- [GOAL]: Please write the listing below out again exactly, leaving every picture behind.

# Start of PROVIDED MATERIAL

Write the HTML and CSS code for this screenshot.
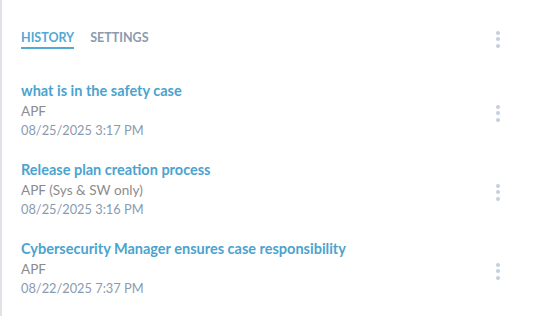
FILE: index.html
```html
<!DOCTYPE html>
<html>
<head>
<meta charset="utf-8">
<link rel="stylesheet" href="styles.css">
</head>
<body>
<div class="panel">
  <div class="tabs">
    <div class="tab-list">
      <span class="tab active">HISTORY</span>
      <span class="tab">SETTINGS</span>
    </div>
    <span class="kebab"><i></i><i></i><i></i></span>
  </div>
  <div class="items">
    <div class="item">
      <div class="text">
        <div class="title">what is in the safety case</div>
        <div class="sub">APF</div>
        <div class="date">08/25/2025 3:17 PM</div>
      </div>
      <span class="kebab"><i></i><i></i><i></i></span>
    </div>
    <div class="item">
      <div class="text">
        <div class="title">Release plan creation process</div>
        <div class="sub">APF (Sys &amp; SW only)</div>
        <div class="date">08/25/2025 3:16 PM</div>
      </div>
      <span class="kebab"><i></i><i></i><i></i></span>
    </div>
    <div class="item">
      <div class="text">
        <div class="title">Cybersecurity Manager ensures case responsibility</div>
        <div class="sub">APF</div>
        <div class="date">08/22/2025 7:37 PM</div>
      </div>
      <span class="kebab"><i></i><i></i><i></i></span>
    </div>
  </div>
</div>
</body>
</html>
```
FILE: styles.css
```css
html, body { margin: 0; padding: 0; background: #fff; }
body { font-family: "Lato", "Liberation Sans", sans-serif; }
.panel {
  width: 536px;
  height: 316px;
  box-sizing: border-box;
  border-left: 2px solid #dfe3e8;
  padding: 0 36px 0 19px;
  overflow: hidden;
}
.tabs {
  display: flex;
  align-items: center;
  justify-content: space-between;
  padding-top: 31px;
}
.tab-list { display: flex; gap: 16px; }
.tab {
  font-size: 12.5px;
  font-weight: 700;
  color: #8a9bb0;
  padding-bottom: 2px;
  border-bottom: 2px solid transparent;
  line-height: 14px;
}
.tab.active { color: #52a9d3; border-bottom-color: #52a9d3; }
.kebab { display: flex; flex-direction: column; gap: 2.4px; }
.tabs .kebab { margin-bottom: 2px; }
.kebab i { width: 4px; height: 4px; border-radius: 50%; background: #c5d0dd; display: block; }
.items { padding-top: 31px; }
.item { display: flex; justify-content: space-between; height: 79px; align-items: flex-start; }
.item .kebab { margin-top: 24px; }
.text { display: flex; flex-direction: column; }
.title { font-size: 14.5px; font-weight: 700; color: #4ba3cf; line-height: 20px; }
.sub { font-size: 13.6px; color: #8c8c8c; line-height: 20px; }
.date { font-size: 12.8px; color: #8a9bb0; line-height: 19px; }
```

# End of PROVIDED MATERIAL

- [SOLUTION]:
Write the HTML and CSS code for this screenshot.
FILE: index.html
```html
<!DOCTYPE html>
<html>
<head>
<meta charset="utf-8">
<link rel="stylesheet" href="styles.css">
</head>
<body>
<div class="panel">
  <div class="tabs">
    <div class="tab-list">
      <span class="tab active">HISTORY</span>
      <span class="tab">SETTINGS</span>
    </div>
    <span class="kebab"><i></i><i></i><i></i></span>
  </div>
  <div class="items">
    <div class="item">
      <div class="text">
        <div class="title">what is in the safety case</div>
        <div class="sub">APF</div>
        <div class="date">08/25/2025 3:17 PM</div>
      </div>
      <span class="kebab"><i></i><i></i><i></i></span>
    </div>
    <div class="item">
      <div class="text">
        <div class="title">Release plan creation process</div>
        <div class="sub">APF (Sys &amp; SW only)</div>
        <div class="date">08/25/2025 3:16 PM</div>
      </div>
      <span class="kebab"><i></i><i></i><i></i></span>
    </div>
    <div class="item">
      <div class="text">
        <div class="title">Cybersecurity Manager ensures case responsibility</div>
        <div class="sub">APF</div>
        <div class="date">08/22/2025 7:37 PM</div>
      </div>
      <span class="kebab"><i></i><i></i><i></i></span>
    </div>
  </div>
</div>
</body>
</html>
```
FILE: styles.css
```css
html, body { margin: 0; padding: 0; background: #fff; }
body { font-family: "Lato", "Liberation Sans", sans-serif; }
.panel {
  width: 536px;
  height: 316px;
  box-sizing: border-box;
  border-left: 2px solid #dfe3e8;
  padding: 0 36px 0 19px;
  overflow: hidden;
}
.tabs {
  display: flex;
  align-items: center;
  justify-content: space-between;
  padding-top: 31px;
}
.tab-list { display: flex; gap: 16px; }
.tab {
  font-size: 12.5px;
  font-weight: 700;
  color: #8a9bb0;
  padding-bottom: 2px;
  border-bottom: 2px solid transparent;
  line-height: 14px;
}
.tab.active { color: #52a9d3; border-bottom-color: #52a9d3; }
.kebab { display: flex; flex-direction: column; gap: 2.4px; }
.tabs .kebab { margin-bottom: 2px; }
.kebab i { width: 4px; height: 4px; border-radius: 50%; background: #c5d0dd; display: block; }
.items { padding-top: 31px; }
.item { display: flex; justify-content: space-between; height: 79px; align-items: flex-start; }
.item .kebab { margin-top: 24px; }
.text { display: flex; flex-direction: column; }
.title { font-size: 14.5px; font-weight: 700; color: #4ba3cf; line-height: 20px; }
.sub { font-size: 13.6px; color: #8c8c8c; line-height: 20px; }
.date { font-size: 12.8px; color: #8a9bb0; line-height: 19px; }
```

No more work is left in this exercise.